Con los recursos económicos del fútbol, la adecuación de la tecnología a las necesidades arbitrales no debería ser problema, por lo menos en un Mundial.

Pero el cambio de hábitos no tiene como eje la tecnología, elemento estable de la vida cotidiana de todo el mundo, auxilio con el que el público está familiarizado y al que opondría nula resistencia.

El criterio a desmontar es el que focaliza la autoridad en los árbitros y, a contrapelo de cualquier noción de justicia (la aplicación cabal del reglamento también es justicia), hace sus fallos inapelables. No existe instancia de revisión, no existe segunda opinión. A llorar a la iglesia, como decían en el barrio.

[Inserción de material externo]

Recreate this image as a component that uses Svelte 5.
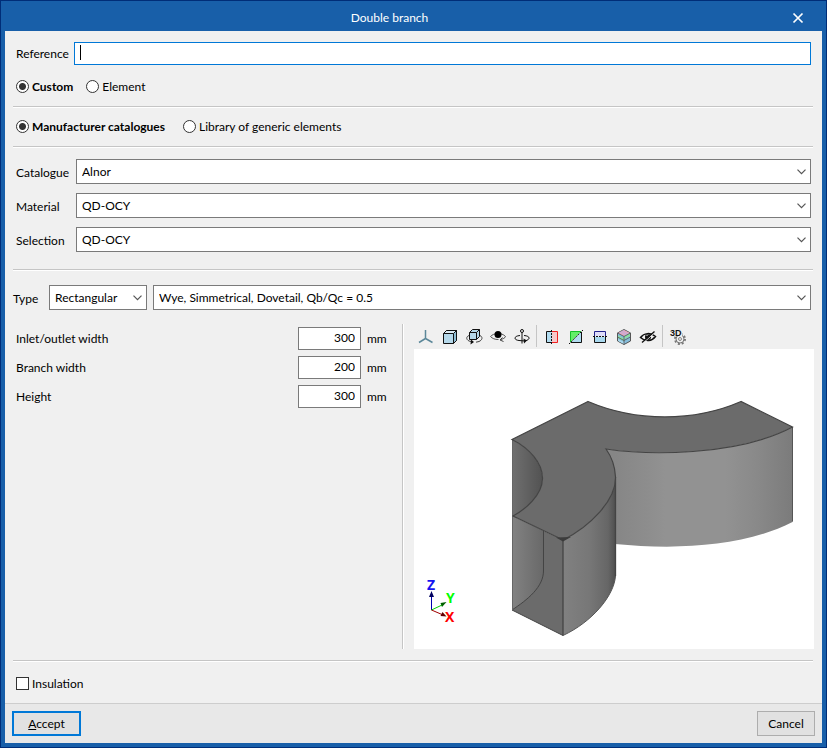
<script lang="ts">
	type Field = { id: string; label: string; value: string };

	let reference = $state('');
	let source = $state('custom');
	let origin = $state('manufacturer');
	let insulation = $state(false);

	let fields: Field[] = $state([
		{ id: 'inlet', label: 'Inlet/outlet width', value: '300' },
		{ id: 'branch', label: 'Branch width', value: '200' },
		{ id: 'height', label: 'Height', value: '300' }
	]);

	const catalogue = [
		{ id: 'catalogue', label: 'Catalogue', value: 'Alnor' },
		{ id: 'material', label: 'Material', value: 'QD-OCY' },
		{ id: 'selection', label: 'Selection', value: 'QD-OCY' }
	];

	const tools = [
		['axes', 'cube', 'orbit', 'look', 'turn'],
		['cutx', 'cutdiag', 'cuty', 'layers', 'hide'],
		['settings']
	];
</script>

{#snippet chevron()}
	<svg class="chevron" width="9" height="6" viewBox="0 0 9 6" aria-hidden="true">
		<path d="M0.5 0.7 L4.5 4.7 L8.5 0.7" fill="none" stroke="#555" stroke-width="1.2" />
	</svg>
{/snippet}

{#snippet icon(name: string)}
	<svg width="24" height="24" viewBox="0 0 24 24" fill="none" stroke="#111" aria-hidden="true">
		{#if name === 'axes'}
			<path d="M11.5 5v8.5L5 17.5M11.5 13.5l7 4" stroke="#5b8799" stroke-width="1.5" />
		{:else if name === 'cube'}
			<path d="M5.5 8.5l3-3h10v10l-3 3h-10z" fill="#b5d8ea" />
			<path d="M5.5 8.5l3-3h10l-3 3z" fill="#dcebf4" />
			<path d="M15.5 8.5l3-3v10l-3 3z" fill="#8fbdd4" />
		{:else if name === 'orbit'}
			<path d="M7 10.500c-3 1.200-3 4 0 5.500l4 1M18 10.500c3 1.500 2.500 4.500-1 6l-3 .7" stroke="#444" />
			<path d="M9 14.500l3 2.500-3.500 2.500z" fill="#111" stroke="none" />
			<path d="M7.500 7.500l3-3h7v7l-3 3h-7z" fill="#b5d8ea" />
			<path d="M7.500 7.500h7v7M14.500 7.500l3-3" />
		{:else if name === 'look'}
			<path d="M4.500 11.500c3-3.500 11-4.500 15 0M4.500 11.500c2 2 4 3 8 3" stroke="#555" />
			<circle cx="12" cy="9.500" r="3.500" fill="#000" stroke="none" />
			<path d="M19.500 11.500c-.5 1.500-2.500 2.500-5 3M16.500 12.500l-2.500 2.500 3.500 1.500" stroke="#444" />
		{:else if name === 'turn'}
			<circle cx="12" cy="6" r="1.500" />
			<path d="M12 7.500v11" />
			<path d="M10 10.500c-6.500.5-6.500 4.500-1 5l6 .5M14 10.500c6.500.5 6.500 4 1.500 5.300" />
			<path d="M13.500 13.500l3.500 2-3 3z" fill="#111" stroke="none" />
		{:else if name === 'cutx'}
			<path d="M12 6.500H6.500v11H12" fill="#b2dcf0" />
			<path d="M12 6.500h5.500v11H12" fill="#f8c9cb" stroke="#f02020" />
			<path d="M11.500 5v14" stroke-dasharray="2 1" />
		{:else if name === 'cutdiag'}
			<path d="M6.500 17.500v-11h11" fill="#62ef68" stroke="#13bf29" />
			<path d="M6.500 17.500h11v-11z" fill="#b2dcf0" />
			<path d="M5 19L19 5" stroke="#fff" />
			<path d="M5 19L19 5" stroke-dasharray="2 1" />
		{:else if name === 'cuty'}
			<path d="M6.500 12V6.500h11V12" fill="#dedcf8" stroke="#22228b" />
			<path d="M6.500 12v5.500h11V12" fill="#a9d8ee" />
			<path d="M5 11.500h14" stroke="#eee" />
			<path d="M5 11.500h14" stroke-dasharray="2 1" />
		{:else if name === 'layers'}
			<path d="M5.500 8L12 4.500 18.500 8v8L12 19.500 5.500 16z" fill="#85bddb" stroke="#555" />
			<path d="M6 8l6-3 6 3-6 3z" fill="#efa2b7" stroke="none" />
			<path d="M8 7l6 3M10 6l6 3" stroke="#b7b3e6" />
			<path d="M6 10.500l6 3v2.500l-6-3zM18 8.500l-6 3v2.500l6-3z" fill="#8be0a1" stroke="none" />
			<path d="M6 14l6 3v2l-6-3z" fill="#a9d8ee" stroke="none" />
			<path d="M5.500 8l6.500 3.500L18.500 8M12 11.500v8M5.500 12l6.500 3.500 6.500-3.500" stroke="#555" stroke-width=".8" />
		{:else if name === 'hide'}
			<path d="M4.500 12.500c3.500-4.500 10-5.500 15-1-3.500 4.700-10 5.700-15 1z" stroke-width="1.500" />
			<circle cx="12" cy="12" r="3" fill="#111" stroke="none" />
			<path d="M7 18L19.500 7" stroke="#efefef" />
			<path d="M6 17.500L18.500 6.500" stroke-width="1.300" />
			<path d="M10.500 11l1.500-1.500" stroke="#efefef" />
		{:else}
			<circle cx="14" cy="14" r="5" stroke="#777" stroke-width="2" stroke-dasharray="2 1.900" />
			<circle cx="14" cy="14" r="4" fill="#efefef" stroke="#777" />
			<circle cx="14" cy="14" r="1.500" stroke="#888" />
			<path d="M4 4h12v7H4z" fill="#efefef" stroke="none" />
			<text class="badge" x="4" y="11">3D</text>
		{/if}
	</svg>
{/snippet}

<div class="dialog" role="dialog" aria-labelledby="title">
	<header>
		<h1 id="title">Double branch</h1>
		<button class="close" aria-label="Close">
			<svg width="12" height="12" viewBox="0 0 12 12">
				<path d="M1.500 1.500l9 9M10.500 1.500l-9 9" stroke="#fff" stroke-width="1.700" />
			</svg>
		</button>
	</header>

	<main>
		<div class="row reference">
			<label for="reference">Reference</label>
			<div class="entry">
				<input id="reference" type="text" bind:value={reference} />
				{#if !reference}<span class="caret"></span>{/if}
			</div>
		</div>

		<div class="options">
			<label class:chosen={source === 'custom'}>
				<input type="radio" value="custom" bind:group={source} />Custom
			</label>
			<label class:chosen={source === 'element'}>
				<input type="radio" value="element" bind:group={source} />Element
			</label>
		</div>
		<hr />
		<div class="options origin">
			<label class:chosen={origin === 'manufacturer'}>
				<input type="radio" value="manufacturer" bind:group={origin} />Manufacturer catalogues
			</label>
			<label class:chosen={origin === 'generic'}>
				<input type="radio" value="generic" bind:group={origin} />Library of generic elements
			</label>
		</div>
		<hr />

		<div class="catalogue">
			{#each catalogue as item}
				<div class="row">
					<label for={item.id}>{item.label}</label>
					<div class="combo">
						<select id={item.id}><option>{item.value}</option></select>
						{@render chevron()}
					</div>
				</div>
			{/each}
		</div>
		<hr />

		<div class="type">
			<label for="shape">Type</label>
			<div class="combo shape">
				<select id="shape"><option>Rectangular</option></select>
				{@render chevron()}
			</div>
			<div class="combo">
				<select aria-label="Branch type">
					<option>Wye, Simmetrical, Dovetail, Qb/Qc = 0.5</option>
				</select>
				{@render chevron()}
			</div>
		</div>

		<div class="detail">
			<div class="fields">
				{#each fields as field}
					<div class="field">
						<label for={field.id}>{field.label}</label>
						<input id={field.id} type="text" bind:value={field.value} />
						<span class="unit">mm</span>
					</div>
				{/each}
			</div>

			<div class="preview">
				<div class="toolbar" role="toolbar">
					{#each tools as group, i}
						{#if i > 0}<span class="divider"></span>{/if}
						{#each group as name}
							<button aria-label={name}>{@render icon(name)}</button>
						{/each}
					{/each}
				</div>

				<svg class="scene" viewBox="0 0 400 300" role="img" aria-label="Double branch model">
					<defs>
						<linearGradient id="far" x1="201" x2="379" y1="0" y2="0" gradientUnits="userSpaceOnUse">
							<stop offset="0" stop-color="#868686" />
							<stop offset=".18" stop-color="#8d8d8d" />
							<stop offset=".28" stop-color="#929292" />
							<stop offset=".62" stop-color="#929292" />
							<stop offset=".8" stop-color="#898989" />
							<stop offset="1" stop-color="#7b7b7b" />
						</linearGradient>
						<linearGradient id="near" x1="149" x2="202" y1="0" y2="0" gradientUnits="userSpaceOnUse">
							<stop offset="0" stop-color="#818181" />
							<stop offset=".5" stop-color="#777" />
							<stop offset=".85" stop-color="#666" />
							<stop offset="1" stop-color="#4d4d4d" />
						</linearGradient>
						<linearGradient id="hollow" x1="98" x2="129" y1="0" y2="0" gradientUnits="userSpaceOnUse">
							<stop offset="0" stop-color="#707070" />
							<stop offset="1" stop-color="#525252" />
						</linearGradient>
						<linearGradient id="inner" x1="98" x2="130" y1="0" y2="0" gradientUnits="userSpaceOnUse">
							<stop offset="0" stop-color="#828282" />
							<stop offset="1" stop-color="#686868" />
						</linearGradient>
					</defs>

					<!-- outer wall of the right branch -->
					<path
						d="M192 100C232 106 322 108 378.500 78V173C330 198 262 201 201 195V128z"
						fill="url(#far)"
					/>
					<path d="M378.500 78V172.500" stroke="#555" />
					<!-- hollow and opening of the left branch -->
					<path d="M98 90.500V172L110 165C118 158 128 146 128.500 130C129 114 115 99 98 90.500z" fill="url(#hollow)" />
					<path d="M98 167L149 191V286.500L98 261z" fill="#6b6b6b" />
					<path
						d="M98 167L129.500 182V221C130 238 113 251 98 261z"
						fill="url(#inner)"
					/>
					<path d="M129.500 182V221C130 238 113 251 98 261L149 286.500" fill="none" stroke="#444" />
					<path d="M98.500 90V261" stroke="#666" />
					<!-- outer wall of the left branch -->
					<path
						d="M149 191C175 178 202 152 201.500 128V227C200 247 178 273 149 286.500z"
						fill="url(#near)"
					/>
					<path d="M149 191V286.500M201.500 128V227" stroke="#444" stroke-width="1.300" />
					<path d="M201.500 227C200 247 178 273 149 286.500" fill="none" stroke="#555" />
					<!-- top face -->
					<path
						d="M174 52.500L98 90.500C115 99 129 114 128.500 130C128 146 112 160 99 167L143 188L149 191C175 178 202 152 201.500 128C201 116 197 107 192 100C232 106 322 108 378.500 78L327 52.500C280 73 222 73 174 52.500z"
						fill="#6b6b6b"
						stroke="#444"
						stroke-width="1.200"
					/>
					<path d="M142 188.500L149 192.500L157 188z" fill="#3c3c3c" />

					<g class="axis">
						<path d="M17.500 261V247" stroke="#0000b0" />
						<path d="M15 248l2.500-6 2.500 6z" fill="#000060" />
						<path d="M17.500 261L28 256" stroke="#00d000" />
						<path d="M26.500 254l6-1-4.500 5z" fill="#006000" />
						<path d="M17.500 261L28 265.500" stroke="#a00000" />
						<path d="M28.500 263l4 4.500-6-.5z" fill="#600000" />
						<text x="13" y="241" fill="#1414f0">Z</text>
						<text x="32" y="254" fill="#0f0">Y</text>
						<text x="31" y="273" fill="#f00">X</text>
					</g>
				</svg>
			</div>
		</div>
		<hr />

		<div class="options insulation">
			<label><input type="checkbox" bind:checked={insulation} />Insulation</label>
		</div>
	</main>

	<footer>
		<button class="accept"><u>A</u>ccept</button>
		<button class="cancel">Cancel</button>
	</footer>
</div>

<style>
	:global(body) {
		margin: 0;
	}

	.dialog {
		display: flex;
		flex-direction: column;
		box-sizing: border-box;
		min-height: 100vh;
		border: 1px solid #002d78;
		padding: 0 4px 4px;
		background: #185fa9;
		color: #000;
		font: 12px/16px Lato, 'Open Sans', sans-serif;
	}

	.dialog * {
		box-sizing: border-box;
	}

	input,
	select,
	button {
		margin: 0;
		font: inherit;
		color: inherit;
		border-radius: 0;
	}

	svg {
		display: block;
	}

	header {
		display: flex;
		align-items: center;
		height: 30px;
		padding: 4px 12px 0 0;
		color: #fff;
	}

	h1 {
		flex: 1;
		margin: 0;
		font: inherit;
		text-align: center;
	}

	.close {
		margin-left: 12px;
		padding: 6px;
		border: 0;
		background: none;
	}

	main {
		flex: 1;
		padding: 11px 9px 9px 8px;
		background: #f0f0f0;
	}

	hr {
		height: 2px;
		margin: 9px 0 8px;
		border: 0;
		border-top: 1px solid #c5c5c5;
		background: #fff;
	}

	.row {
		display: flex;
		align-items: center;
		padding: 0 2px 0 3px;
	}

	.row label {
		width: 60px;
		padding-top: 2px;
	}

	.reference {
		margin-bottom: 11px;
	}

	.reference label {
		width: 58px;
		padding-top: 0;
	}

	.entry {
		position: relative;
		flex: 1;
	}

	.entry input {
		display: block;
		width: 100%;
		height: 23px;
		padding: 0 5px;
		border: 1px solid #0078d7;
		background: #fff;
		outline: none;
	}

	.caret {
		position: absolute;
		top: 3px;
		left: 6px;
		width: 1px;
		height: 15px;
		background: #000;
		pointer-events: none;
	}

	.options {
		display: flex;
		gap: 13px;
		height: 21px;
		padding-left: 3px;
	}

	.options label {
		display: flex;
		align-items: center;
		gap: 3px;
	}

	.origin label {
		min-width: 154px;
	}

	.insulation {
		margin-top: 11px;
	}

	.chosen {
		font-weight: 700;
	}

	input[type='radio'],
	input[type='checkbox'] {
		appearance: none;
		width: 13px;
		height: 13px;
		border: 1px solid #333;
		background: #fff;
	}

	input[type='radio'] {
		border-radius: 50%;
	}

	input[type='radio']:checked {
		background: radial-gradient(circle, #333 3px, #fff 4px);
	}

	input[type='checkbox']:checked {
		background: #333;
		box-shadow: inset 0 0 0 2px #fff;
	}

	.catalogue {
		display: flex;
		flex-direction: column;
		gap: 9px;
		margin: 11px 0 17px;
	}

	.combo {
		position: relative;
		flex: 1;
	}

	.combo select {
		display: block;
		appearance: none;
		width: 100%;
		height: 25px;
		padding: 0 20px 0 5px;
		border: 1px solid #7a7a7a;
		background: #fff;
	}

	.chevron {
		position: absolute;
		top: 10px;
		right: 5px;
		pointer-events: none;
	}

	.type {
		display: flex;
		align-items: center;
		gap: 6px;
		margin-top: 14px;
		padding-right: 2px;
	}

	.type label {
		width: 30px;
		padding-top: 2px;
	}

	.shape {
		flex: 0 0 98px;
	}

	.detail {
		display: flex;
		margin: 14px -1px 11px 0;
	}

	.fields {
		flex: 1;
		display: flex;
		flex-direction: column;
		gap: 6px;
		padding: 3px 13px 0 3px;
	}

	.field {
		display: flex;
		align-items: center;
		gap: 6px;
	}

	.field label {
		flex: 1;
	}

	.field input {
		width: 63px;
		height: 23px;
		padding: 0 5px 2px;
		border: 1px solid #7a7a7a;
		background: #fff;
		text-align: right;
	}

	.unit {
		width: 22px;
	}

	.preview {
		flex: 0 1 412px;
		padding-left: 11px;
		border-left: 1px solid #c5c5c5;
		box-shadow: inset 1px 0 #fff;
	}

	.toolbar {
		display: flex;
		height: 25px;
	}

	.toolbar button {
		padding: 1px 0 0;
		border: 0;
		background: none;
	}

	.divider {
		width: 1px;
		margin: 1px 3px 2px 2px;
		background: #c5c5c5;
	}

	.badge {
		font: 700 9px 'Liberation Sans', sans-serif;
		fill: #111;
		stroke: none;
	}

	.scene {
		width: 100%;
		background: #fff;
	}

	.axis text {
		font: 700 14px 'Open Sans', sans-serif;
	}

	footer {
		display: flex;
		justify-content: space-between;
		padding: 7px;
		border-top: 1px solid #cdcdcd;
		background: #e8e8e8;
	}

	footer button {
		height: 25px;
		padding: 0;
		border: 1px solid #adadad;
		background: #e1e1e1;
	}

	.accept {
		width: 69px;
		border: 2px solid #0078d7;
	}

	.cancel {
		width: 58px;
	}
</style>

El argumento romántico de que la tracción a sangre (el error humano de los réferis) preserva algún tipo de pureza deportiva o consolida una tradición es un pavada. Ni aquellos que de tanto en tanto la exhuman creen en esa cháchara.

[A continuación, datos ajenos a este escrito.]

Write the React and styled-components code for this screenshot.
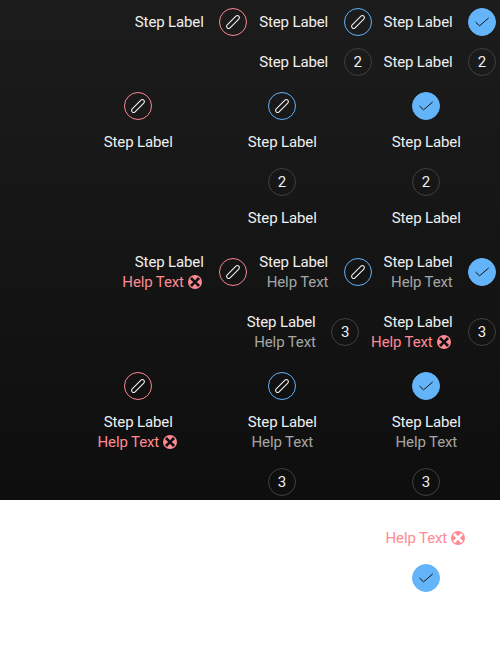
import React from 'react';
import styled, { createGlobalStyle } from 'styled-components';

const GlobalStyle = createGlobalStyle`
  * { box-sizing: border-box; }
  html { background: #fff; overflow: hidden; }
  body { margin: 0; font-family: Roboto, "Liberation Sans", sans-serif; font-size: 15px; line-height: 20px; letter-spacing: -0.13px; }
`;

const Page = styled.main`
  width: 500px;
  height: 656px;
  background: linear-gradient(#1c1c1c, #0e0e0e) top / 100% 500px no-repeat #fff;
  padding: 8px 4px 0 0;
`;

const Row = styled.div`
  display: flex;
  justify-content: flex-end;
  gap: 12px;
  margin-bottom: ${(p) => p.$after || 0}px;
`;

const Columns = styled.div`
  display: grid;
  grid-template-columns: repeat(3, 144px);
  justify-content: end;
  margin-right: -2px;
  margin-bottom: ${(p) => p.$after || 0}px;
`;

const StepRow = styled.div`
  display: flex;
  align-items: center;
  gap: 16px;
`;

const StepColumn = styled.div`
  display: flex;
  flex-direction: column;
  align-items: center;
  gap: 12px;
`;

const Marker = styled.span`
  display: flex;
  align-items: center;
  justify-content: center;
  flex: none;
  width: 28px;
  height: 28px;
  border-radius: 50%;
  border: 1px solid ${(p) => ({ error: '#fa8790', active: '#62b2f9', done: '#64b4fa', idle: '#404040' })[p.$kind]};
  background: ${(p) => (p.$kind === 'done' ? '#64b4fa' : 'transparent')};
  color: ${(p) => (p.$kind === 'done' ? '#111' : '#f0f0f0')};
`;

const Texts = styled.div`
  display: flex;
  flex-direction: column;
  align-items: ${(p) => (p.$center ? 'center' : 'flex-end')};
`;

const Label = styled.span`
  width: 68.4px;
  white-space: nowrap;
  color: #f0f0f0;
`;

const Help = styled.span`
  display: flex;
  align-items: center;
  gap: 4px;
  white-space: nowrap;
  color: ${(p) => (p.$error ? '#ff8a93' : '#a6a6a6')};
`;

const HelpWord = styled.span`
  width: 60.9px;
`;

const IconSvg = styled.svg`
  flex: none;
  overflow: visible;
`;

const Pen = () => (
  <IconSvg width="16" height="16" viewBox="0 0 16 16" fill="none" stroke="currentColor" strokeWidth="1.1">
    <rect x="6" y="-0.2" width="4" height="16.4" rx="2" transform="rotate(45 8 8)" />
  </IconSvg>
);

const Check = () => (
  <IconSvg width="16" height="16" viewBox="0 0 16 16" fill="none" stroke="currentColor" strokeLinecap="round" strokeLinejoin="round">
    <path d="M1.8 8.3 5.6 11.8 14.4 4.2" />
  </IconSvg>
);

const ErrorIcon = () => (
  <IconSvg width="16" height="16" viewBox="0 0 16 16">
    <path
      fill="#ff8a93"
      fillRule="evenodd"
      d="M8 1a7 7 0 1 0 0 14A7 7 0 0 0 8 1ZM2.9 5 5 2.9 8 6.2 11 2.9 13.1 5 9.8 8 13.1 11 11 13.1 8 9.8 5 13.1 2.9 11 6.2 8Z"
    />
  </IconSvg>
);

const MarkerFor = ({ kind, n }) => (
  <Marker $kind={kind}>{kind === 'done' ? <Check /> : kind === 'idle' ? n : <Pen />}</Marker>
);

const HelpText = ({ error }) => (
  <Help $error={error}>
    <HelpWord>Help Text</HelpWord>
    {error && <ErrorIcon />}
  </Help>
);

const Horizontal = ({ kind, n, help, error }) => (
  <StepRow>
    <Texts>
      <Label>Step Label</Label>
      {help && <HelpText error={error} />}
    </Texts>
    <MarkerFor kind={kind} n={n} />
  </StepRow>
);

const Vertical = ({ kind, n, label, help, error }) => (
  <StepColumn>
    <MarkerFor kind={kind} n={n} />
    {label && (
      <Texts $center>
        <Label>Step Label</Label>
        {help && <HelpText error={error} />}
      </Texts>
    )}
  </StepColumn>
);

export default function App() {
  return (
    <>
      <GlobalStyle />
      <Page>
        <Row $after={12}>
          <Horizontal kind="error" />
          <Horizontal kind="active" />
          <Horizontal kind="done" />
        </Row>
        <Row $after={16}>
          <Horizontal kind="idle" n={2} />
          <Horizontal kind="idle" n={2} />
        </Row>
        <Columns $after={16}>
          <Vertical kind="error" label />
          <Vertical kind="active" label />
          <Vertical kind="done" label />
        </Columns>
        <Columns $after={24}>
          <span />
          <Vertical kind="idle" n={2} label />
          <Vertical kind="idle" n={2} label />
        </Columns>
        <Row $after={20}>
          <Horizontal kind="error" help error />
          <Horizontal kind="active" help />
          <Horizontal kind="done" help />
        </Row>
        <Row $after={20}>
          <Horizontal kind="idle" n={3} help />
          <Horizontal kind="idle" n={3} help error />
        </Row>
        <Columns $after={16}>
          <Vertical kind="error" label help error />
          <Vertical kind="active" label help />
          <Vertical kind="done" label help />
        </Columns>
        <Columns $after={32}>
          <span />
          <Vertical kind="idle" n={3} />
          <Vertical kind="idle" n={3} />
        </Columns>
        <Columns $after={16}>
          <span />
          <span />
          <Texts $center><HelpText error /></Texts>
        </Columns>
        <Columns>
          <span />
          <span />
          <Vertical kind="done" />
        </Columns>
      </Page>
    </>
  );
}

Además de sumar cámaras, sensores, computadoras y satélites, es necesario transformar este curioso concepto de autoridad. Más que reforzar su predicamento, la imposibilidad de chequear sus observaciones (que se producen en décimas de segundo y desde puntos de vista no siempre óptimos) torna a los árbitros más vulnerables.

Que la tecnología (y los colegas) les echen una mano no sólo cuando se duda de un gol. El costo a pagar es sólo una pequeña y aislada demora en el desarrollo del partido.